A professor at Arizona State University is taking solar science back to the basics.
“The basic fundamental principles of how solar cells work is understood,” said ASU professor Mark van Schilfgaarde. “But the devil is in the details.”
Schilfgaarde does basic research at the earliest, most elementary level. And that’s not to say his science is simple. It’s anything but. He aims to understand the elements that go into solar cells and why they work so that the solar industry might one day be able to benefit from his research and develop a better, more efficient solar cell.
He works on a molecular level, watching electrons split and trying to find out what brings them back together and how to keep them apart longer so they will generate more energy, he said.
“What’s actually happening in a solar cell is more or less unknown. It’s a black art,” van Schilfgaarde said. “I guess you could say they’re operating the dark.”
He said solar cell manufacturers have a recipe, and they know it works, but they don’t know, at a molecular level, why it works. That recipe, which consists mostly of silicon in most solar products, is actually highly inefficient, van Schilfgaarde said.

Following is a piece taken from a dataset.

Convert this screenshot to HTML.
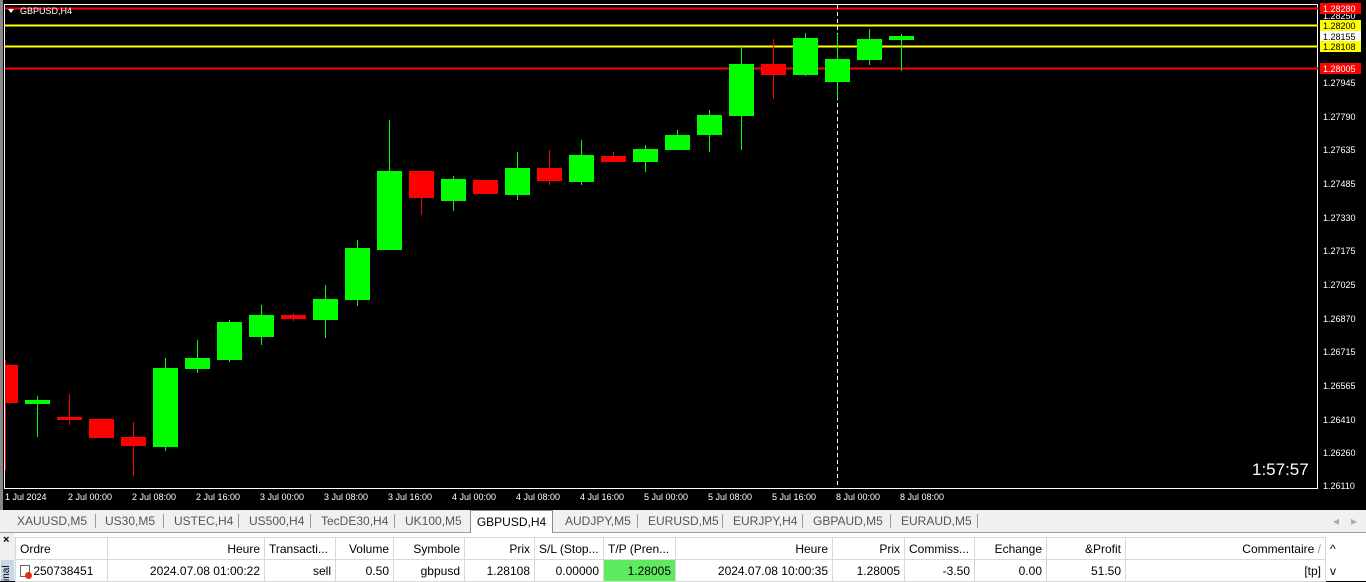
<!DOCTYPE html>
<html><head><meta charset="utf-8"><style>
*{margin:0;padding:0;box-sizing:border-box}
body{width:1366px;height:581px;overflow:hidden;background:#000;font-family:"Liberation Sans",sans-serif;position:relative}
.tabs{position:absolute;left:0;top:510px;width:1366px;height:23px;background:#f0f0f0;border-bottom:1px solid #a0a0a0;font-size:12px;color:#555}
.tab{position:absolute;top:4px}
.sep{position:absolute;top:4px;width:1px;height:14px;background:#999}
.act{position:absolute;left:470px;top:0;width:83px;height:23px;background:#fff;border:1px solid #888;border-bottom:none;color:#000;text-align:center;padding-top:4px}
.tbl{position:absolute;left:0;top:533px;width:1366px;height:48px;background:#fff}
.lstrip{position:absolute;left:0;top:533px;width:15px;height:48px;background:#f0f0f0}
table{position:absolute;left:15px;top:537px;border-collapse:collapse;font-size:12px;color:#000}
td{height:22px;border:1px solid #d8d8d8;padding:0 4px;white-space:nowrap;overflow:hidden}
tr.h td{height:22px}
.r{text-align:right}
</style></head><body>
<svg width="1366" height="510" style="position:absolute;left:0;top:0" font-family="Liberation Sans" font-size="9">
<rect x="0" y="0" width="1366" height="510" fill="#000"/>
<rect x="0" y="0" width="3" height="510" fill="#888"/>
<rect x="4.5" y="4.5" width="1313" height="484" fill="none" stroke="#fff"/>
<line x1="5" y1="8.5" x2="1318" y2="8.5" stroke="#f00" stroke-width="2"/>
<line x1="5" y1="25.5" x2="1318" y2="25.5" stroke="#ff0" stroke-width="2"/>
<line x1="5" y1="46.5" x2="1318" y2="46.5" stroke="#ff0" stroke-width="2"/>
<line x1="5" y1="68.5" x2="1318" y2="68.5" stroke="#f00" stroke-width="2"/>
<line x1="837.5" y1="5" x2="837.5" y2="488" stroke="#fff" stroke-dasharray="4,3"/>
<g id="c"></g>
<polygon points="8,9 14,9 11,13" fill="#fff"/>
<text x="20" y="14" fill="#fff">GBPUSD,H4</text>
<g fill="#fff">
<text x="1323" y="19">1.28250</text><text x="1323" y="86">1.27945</text><text x="1323" y="120">1.27790</text>
<text x="1323" y="153">1.27635</text><text x="1323" y="187">1.27485</text><text x="1323" y="221">1.27330</text>
<text x="1323" y="254">1.27175</text><text x="1323" y="288">1.27025</text><text x="1323" y="322">1.26870</text>
<text x="1323" y="355">1.26715</text><text x="1323" y="389">1.26565</text><text x="1323" y="423">1.26410</text>
<text x="1323" y="456">1.26260</text><text x="1323" y="489">1.26110</text>
</g>
<rect x="1320" y="3" width="41" height="11" fill="#f00"/><text x="1323" y="12" fill="#fff">1.28280</text>
<rect x="1320" y="20" width="41" height="11" fill="#ff0"/><text x="1323" y="29" fill="#000">1.28200</text>
<rect x="1320" y="31" width="41" height="11" fill="#fff"/><text x="1323" y="40" fill="#000">1.28155</text>
<rect x="1320" y="41" width="41" height="11" fill="#ff0"/><text x="1323" y="50" fill="#000">1.28108</text>
<rect x="1320" y="63" width="41" height="11" fill="#f00"/><text x="1323" y="72" fill="#fff">1.28005</text>
<g fill="#fff">
<text x="5" y="500">1 Jul 2024</text><text x="68" y="500">2 Jul 00:00</text><text x="132" y="500">2 Jul 08:00</text>
<text x="196" y="500">2 Jul 16:00</text><text x="260" y="500">3 Jul 00:00</text><text x="324" y="500">3 Jul 08:00</text>
<text x="388" y="500">3 Jul 16:00</text><text x="452" y="500">4 Jul 00:00</text><text x="516" y="500">4 Jul 08:00</text>
<text x="580" y="500">4 Jul 16:00</text><text x="644" y="500">5 Jul 00:00</text><text x="708" y="500">5 Jul 08:00</text>
<text x="772" y="500">5 Jul 16:00</text><text x="836" y="500">8 Jul 00:00</text><text x="900" y="500">8 Jul 08:00</text>
</g>
<text x="1252" y="475" fill="#fff" font-size="17">1:57:57</text>
</svg>
<div class="tabs">
<span class="tab" style="left:17px">XAUUSD,M5</span><span class="sep" style="left:95px"></span>
<span class="tab" style="left:105px">US30,M5</span><span class="sep" style="left:163px"></span>
<span class="tab" style="left:174px">USTEC,H4</span><span class="sep" style="left:238px"></span>
<span class="tab" style="left:249px">US500,H4</span><span class="sep" style="left:310px"></span>
<span class="tab" style="left:321px">TecDE30,H4</span><span class="sep" style="left:394px"></span>
<span class="tab" style="left:405px">UK100,M5</span>
<div class="act">GBPUSD,H4</div>
<span class="tab" style="left:565px">AUDJPY,M5</span><span class="sep" style="left:637px"></span>
<span class="tab" style="left:648px">EURUSD,M5</span><span class="sep" style="left:722px"></span>
<span class="tab" style="left:733px">EURJPY,H4</span><span class="sep" style="left:802px"></span>
<span class="tab" style="left:813px">GBPAUD,M5</span><span class="sep" style="left:890px"></span>
<span class="tab" style="left:901px">EURAUD,M5</span><span class="sep" style="left:977px"></span>
<span class="tab" style="left:1333px;color:#aaa">◂</span><span class="tab" style="left:1351px;color:#aaa">▸</span>
</div>
<div class="tbl"></div>
<div class="lstrip"><div style="font-size:11px;font-weight:bold;padding-left:3px;margin-top:1px">×</div><div style="position:absolute;left:1px;top:27px;width:13px;height:21px;background:#c8d8ea;font-size:10px;writing-mode:vertical-rl;transform:rotate(180deg);overflow:hidden">inal</div></div>
<table>
<tr class="h"><td style="width:92px">Ordre</td><td class="r" style="width:157px">Heure</td><td style="width:71px">Transacti...</td><td class="r" style="width:58px">Volume</td><td class="r" style="width:71px">Symbole</td><td class="r" style="width:70px">Prix</td><td style="width:69px">S/L (Stop...</td><td style="width:72px">T/P (Pren...</td><td class="r" style="width:157px">Heure</td><td class="r" style="width:72px">Prix</td><td style="width:70px">Commiss...</td><td class="r" style="width:72px">Echange</td><td class="r" style="width:79px">&amp;Profit</td><td class="r" style="width:200px">Commentaire <span style="color:#999">/</span></td><td style="width:22px;border:none">^</td></tr>
<tr><td><span style="display:inline-block;width:10px;height:12px;border:1px solid #666;vertical-align:-2px;position:relative"><span style="position:absolute;right:-3px;bottom:-3px;width:7px;height:7px;border-radius:50%;background:#e03010"></span></span> 250738451</td><td class="r">2024.07.08 01:00:22</td><td class="r">sell</td><td class="r">0.50</td><td class="r">gbpusd</td><td class="r">1.28108</td><td class="r">0.00000</td><td class="r" style="background:#5eea5e">1.28005</td><td class="r">2024.07.08 10:00:35</td><td class="r">1.28005</td><td class="r">-3.50</td><td class="r">0.00</td><td class="r">51.50</td><td class="r">[tp]</td><td style="border:none">v</td></tr>
</table>
<script>
var d=[[1,0,365,403,360,470],[0,1,400,404,396,437],[0,0,417,420,394,425],[0,0,419,438,419,438],[0,0,437,446,422,476],[0,1,368,447,358,451],[0,1,358,369,340,373],[0,1,322,360,320,362],[0,1,315,337,305,345],[0,0,315,319,313,321],[0,1,299,320,285,338],[0,1,248,300,240,306],[0,1,171,250,120,250],[0,0,171,198,171,215],[0,1,179,201,176,211],[0,0,180,194,180,194],[0,1,168,195,152,200],[0,0,168,181,150,185],[0,1,155,182,140,185],[0,0,156,162,152,162],[0,1,149,162,145,172],[0,1,135,150,130,150],[0,1,115,135,110,152],[0,1,64,116,46,150],[0,0,64,75,39,99],[0,1,38,75,33,76],[0,1,59,82,34,99],[0,1,39,60,29,65],[0,1,36,40,34,71]];
var s='';d.forEach(function(c,i){var c2=c[1]?'#00ff00':'#ff0000';var l=i==0?5:25+(i-1)*32;var w=i==0?13:25;var cx=i==0?5.5:l+12.5;
s+='<line x1="'+cx+'" y1="'+c[4]+'" x2="'+cx+'" y2="'+c[5]+'" stroke="'+c2+'"/><rect x="'+l+'" y="'+c[2]+'" width="'+w+'" height="'+(c[3]-c[2])+'" fill="'+c2+'"/>';});
document.getElementById('c').innerHTML=s;
</script>
</body></html>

The average commercial solar cell today achieves just 15 to 20 percent efficiency. Not only that, but some of the key ingredients in today’s solar cells are not especially abundant.
Schilfgaarde noted that indium is one of those rare Earth minerals that there may not be enough of, especially as its mined at record paces now to supply technology companies that use it for their flat-panel TVs and touch-screen phones and computers.
“The material supply issue was ignored because scientists just wanted to get solar on the map,” van Schilfgaarde said.
The strides in solar development and implementation today are astounding, and van Schilfgaarde said he’s ecstatic to see the industry taking off today the way he hoped it would in the 1970s when president Jimmy Carter installed solar thermal panels on the White House.
But now, it’s time to take a step back and see if there is a better, more sustainable way to build solar cells, he said.
“Along that path, I tired to design a cell that only used Earth-abundant material,” he said.
Van Schilfgaarde specializes in calculating the properties of materials. He believed that Calcopyrite, a copper iron sulfide mineral, combined with zinc, Germanium and Arsenic would be the perfect combination of Earth-abundant materials to create a more efficient solar cell.
“Theory says it should work,” he said.
But alas, the experiment didn’t pan out.
Schilfgaarde continues to study the basic science behind what makes solar cells work and how they might work better.